Quote the data below in full, minus the images.

>>

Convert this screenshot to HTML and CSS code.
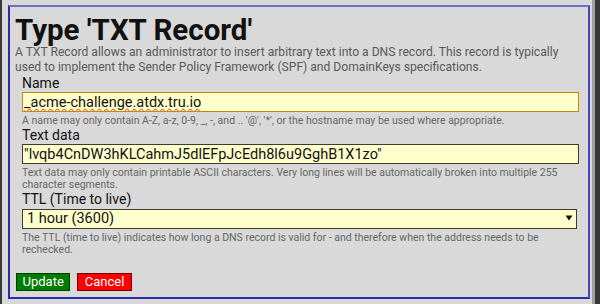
FILE: index.html
```html
<!DOCTYPE html>
<html>
<head>
<meta charset="utf-8">
<link rel="stylesheet" href="styles.css">
</head>
<body>
<div class="screen">
  <div class="edge-left"></div>
  <div class="stage">
    <div class="dialog">
      <h1 class="title">Type 'TXT Record'</h1>
      <p class="intro">A TXT Record allows an administrator to insert arbitrary text into a DNS record. This record is typically used to implement the Sender Policy Framework (SPF) and DomainKeys specifications.</p>
      <div class="fields">
        <label class="label" for="name">Name</label>
        <input id="name" class="input input-focus" type="text" value="_acme-challenge.atdx.tru.io">
        <div class="hint">A name may only contain A-Z, a-z, 0-9, _, -, and .. '@', '*', or the hostname may be used where appropriate.</div>
        <label class="label" for="txt">Text data</label>
        <input id="txt" class="input" type="text" value="&quot;lvqb4CnDW3hKLCahmJ5dlEFpJcEdh8l6u9GghB1X1zo&quot;">
        <div class="hint">Text data may only contain printable ASCII characters. Very long lines will be automatically broken into multiple 255 character segments.</div>
        <label class="label" for="ttl">TTL (Time to live)</label>
        <div class="select-wrap">
          <select id="ttl" class="select">
            <option>1 hour (3600)</option>
          </select>
          <svg class="arrow" width="8" height="6" viewBox="0 0 8 6"><path d="M0.5 0.5 H7.5 L4 5.5 Z" fill="#111"/></svg>
        </div>
        <div class="hint">The TTL (time to live) indicates how long a DNS record is valid for - and therefore when the address needs to be rechecked.</div>
      </div>
      <div class="actions">
        <button class="btn btn-ok">Update</button>
        <button class="btn btn-cancel">Cancel</button>
      </div>
    </div>
  </div>
  <div class="scroll"></div>
</div>
</body>
</html>
```
FILE: styles.css
```css
html, body {
  margin: 0;
  padding: 0;
  background: #d9d9d9;
  font-family: Roboto, "Liberation Sans", sans-serif;
}
.screen {
  display: flex;
  width: 600px;
  height: 304px;
  overflow: hidden;
}
.edge-left {
  width: 2px;
  background: #3a3a3a;
}
.stage {
  flex: 1;
  display: flex;
  flex-direction: column;
  padding: 5px 2px 5px 6px;
}
.scroll {
  width: 5px;
  border-left: 3px solid #a0a0a0;
  background: #383838;
}
.dialog {
  flex: 1;
  border-style: solid;
  border-width: 2px;
  border-color: #6e6ec6 #4646c0 #2a2ab0 #2c2ca6;
  background: #d9d9d9;
  padding: 8px 5px 0 5px;
}
.title {
  margin: 0;
  font-size: 29.5px;
  line-height: 30px;
  font-weight: 700;
  color: #111;
}
.intro {
  margin: 0;
  font-size: 12.1px;
  line-height: 15px;
  color: #585858;
}
.fields {
  display: flex;
  flex-direction: column;
  margin: 0 4px 0 7px;
}
.label {
  font-size: 14px;
  line-height: 17px;
  color: #111;
}
.input {
  box-sizing: border-box;
  height: 20px;
  margin: 0;
  padding: 0 1px;
  font-family: Roboto, "Liberation Sans", sans-serif;
  font-size: 14.5px;
  color: #111;
  background: #ffffcc;
  border: 1px solid #3c3c30;
  outline: none;
}
.input-focus {
  border-color: #c8860c;
  text-decoration: underline wavy #e03030;
  text-decoration-thickness: 1px;
}
.hint {
  margin-top: 3px;
  font-size: 10.5px;
  line-height: 12px;
  color: #666;
}
.select-wrap {
  position: relative;
  margin-right: 2px;
}
.select {
  box-sizing: border-box;
  width: 100%;
  height: 20px;
  margin: 0;
  padding: 0 4px;
  appearance: none;
  -webkit-appearance: none;
  font-family: Roboto, "Liberation Sans", sans-serif;
  font-size: 14.5px;
  color: #111;
  background: #ffffcc;
  border: 1px solid #3c3c30;
  border-radius: 0;
  outline: none;
}
.arrow {
  position: absolute;
  right: 4px;
  top: 7px;
}
.actions {
  display: flex;
  gap: 7px;
  margin: 17px 0 0 1px;
}
.btn {
  box-sizing: border-box;
  height: 18px;
  padding: 0 5.5px;
  font-family: Roboto, "Liberation Sans", sans-serif;
  font-size: 13px;
  line-height: 14px;
  color: #fff;
  border: 1px solid;
  border-radius: 0;
}
.btn-ok {
  background: #007c00;
  border-color: #003c00;
}
.btn-cancel {
  background: #ff0000;
  border-color: #700000;
  padding: 0 6.5px;
}
```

<<

[Written answer]
Convert this screenshot to HTML and CSS code.
FILE: index.html
```html
<!DOCTYPE html>
<html>
<head>
<meta charset="utf-8">
<link rel="stylesheet" href="styles.css">
</head>
<body>
<div class="screen">
  <div class="edge-left"></div>
  <div class="stage">
    <div class="dialog">
      <h1 class="title">Type 'TXT Record'</h1>
      <p class="intro">A TXT Record allows an administrator to insert arbitrary text into a DNS record. This record is typically used to implement the Sender Policy Framework (SPF) and DomainKeys specifications.</p>
      <div class="fields">
        <label class="label" for="name">Name</label>
        <input id="name" class="input input-focus" type="text" value="_acme-challenge.atdx.tru.io">
        <div class="hint">A name may only contain A-Z, a-z, 0-9, _, -, and .. '@', '*', or the hostname may be used where appropriate.</div>
        <label class="label" for="txt">Text data</label>
        <input id="txt" class="input" type="text" value="&quot;lvqb4CnDW3hKLCahmJ5dlEFpJcEdh8l6u9GghB1X1zo&quot;">
        <div class="hint">Text data may only contain printable ASCII characters. Very long lines will be automatically broken into multiple 255 character segments.</div>
        <label class="label" for="ttl">TTL (Time to live)</label>
        <div class="select-wrap">
          <select id="ttl" class="select">
            <option>1 hour (3600)</option>
          </select>
          <svg class="arrow" width="8" height="6" viewBox="0 0 8 6"><path d="M0.5 0.5 H7.5 L4 5.5 Z" fill="#111"/></svg>
        </div>
        <div class="hint">The TTL (time to live) indicates how long a DNS record is valid for - and therefore when the address needs to be rechecked.</div>
      </div>
      <div class="actions">
        <button class="btn btn-ok">Update</button>
        <button class="btn btn-cancel">Cancel</button>
      </div>
    </div>
  </div>
  <div class="scroll"></div>
</div>
</body>
</html>
```
FILE: styles.css
```css
html, body {
  margin: 0;
  padding: 0;
  background: #d9d9d9;
  font-family: Roboto, "Liberation Sans", sans-serif;
}
.screen {
  display: flex;
  width: 600px;
  height: 304px;
  overflow: hidden;
}
.edge-left {
  width: 2px;
  background: #3a3a3a;
}
.stage {
  flex: 1;
  display: flex;
  flex-direction: column;
  padding: 5px 2px 5px 6px;
}
.scroll {
  width: 5px;
  border-left: 3px solid #a0a0a0;
  background: #383838;
}
.dialog {
  flex: 1;
  border-style: solid;
  border-width: 2px;
  border-color: #6e6ec6 #4646c0 #2a2ab0 #2c2ca6;
  background: #d9d9d9;
  padding: 8px 5px 0 5px;
}
.title {
  margin: 0;
  font-size: 29.5px;
  line-height: 30px;
  font-weight: 700;
  color: #111;
}
.intro {
  margin: 0;
  font-size: 12.1px;
  line-height: 15px;
  color: #585858;
}
.fields {
  display: flex;
  flex-direction: column;
  margin: 0 4px 0 7px;
}
.label {
  font-size: 14px;
  line-height: 17px;
  color: #111;
}
.input {
  box-sizing: border-box;
  height: 20px;
  margin: 0;
  padding: 0 1px;
  font-family: Roboto, "Liberation Sans", sans-serif;
  font-size: 14.5px;
  color: #111;
  background: #ffffcc;
  border: 1px solid #3c3c30;
  outline: none;
}
.input-focus {
  border-color: #c8860c;
  text-decoration: underline wavy #e03030;
  text-decoration-thickness: 1px;
}
.hint {
  margin-top: 3px;
  font-size: 10.5px;
  line-height: 12px;
  color: #666;
}
.select-wrap {
  position: relative;
  margin-right: 2px;
}
.select {
  box-sizing: border-box;
  width: 100%;
  height: 20px;
  margin: 0;
  padding: 0 4px;
  appearance: none;
  -webkit-appearance: none;
  font-family: Roboto, "Liberation Sans", sans-serif;
  font-size: 14.5px;
  color: #111;
  background: #ffffcc;
  border: 1px solid #3c3c30;
  border-radius: 0;
  outline: none;
}
.arrow {
  position: absolute;
  right: 4px;
  top: 7px;
}
.actions {
  display: flex;
  gap: 7px;
  margin: 17px 0 0 1px;
}
.btn {
  box-sizing: border-box;
  height: 18px;
  padding: 0 5.5px;
  font-family: Roboto, "Liberation Sans", sans-serif;
  font-size: 13px;
  line-height: 14px;
  color: #fff;
  border: 1px solid;
  border-radius: 0;
}
.btn-ok {
  background: #007c00;
  border-color: #003c00;
}
.btn-cancel {
  background: #ff0000;
  border-color: #700000;
  padding: 0 6.5px;
}
```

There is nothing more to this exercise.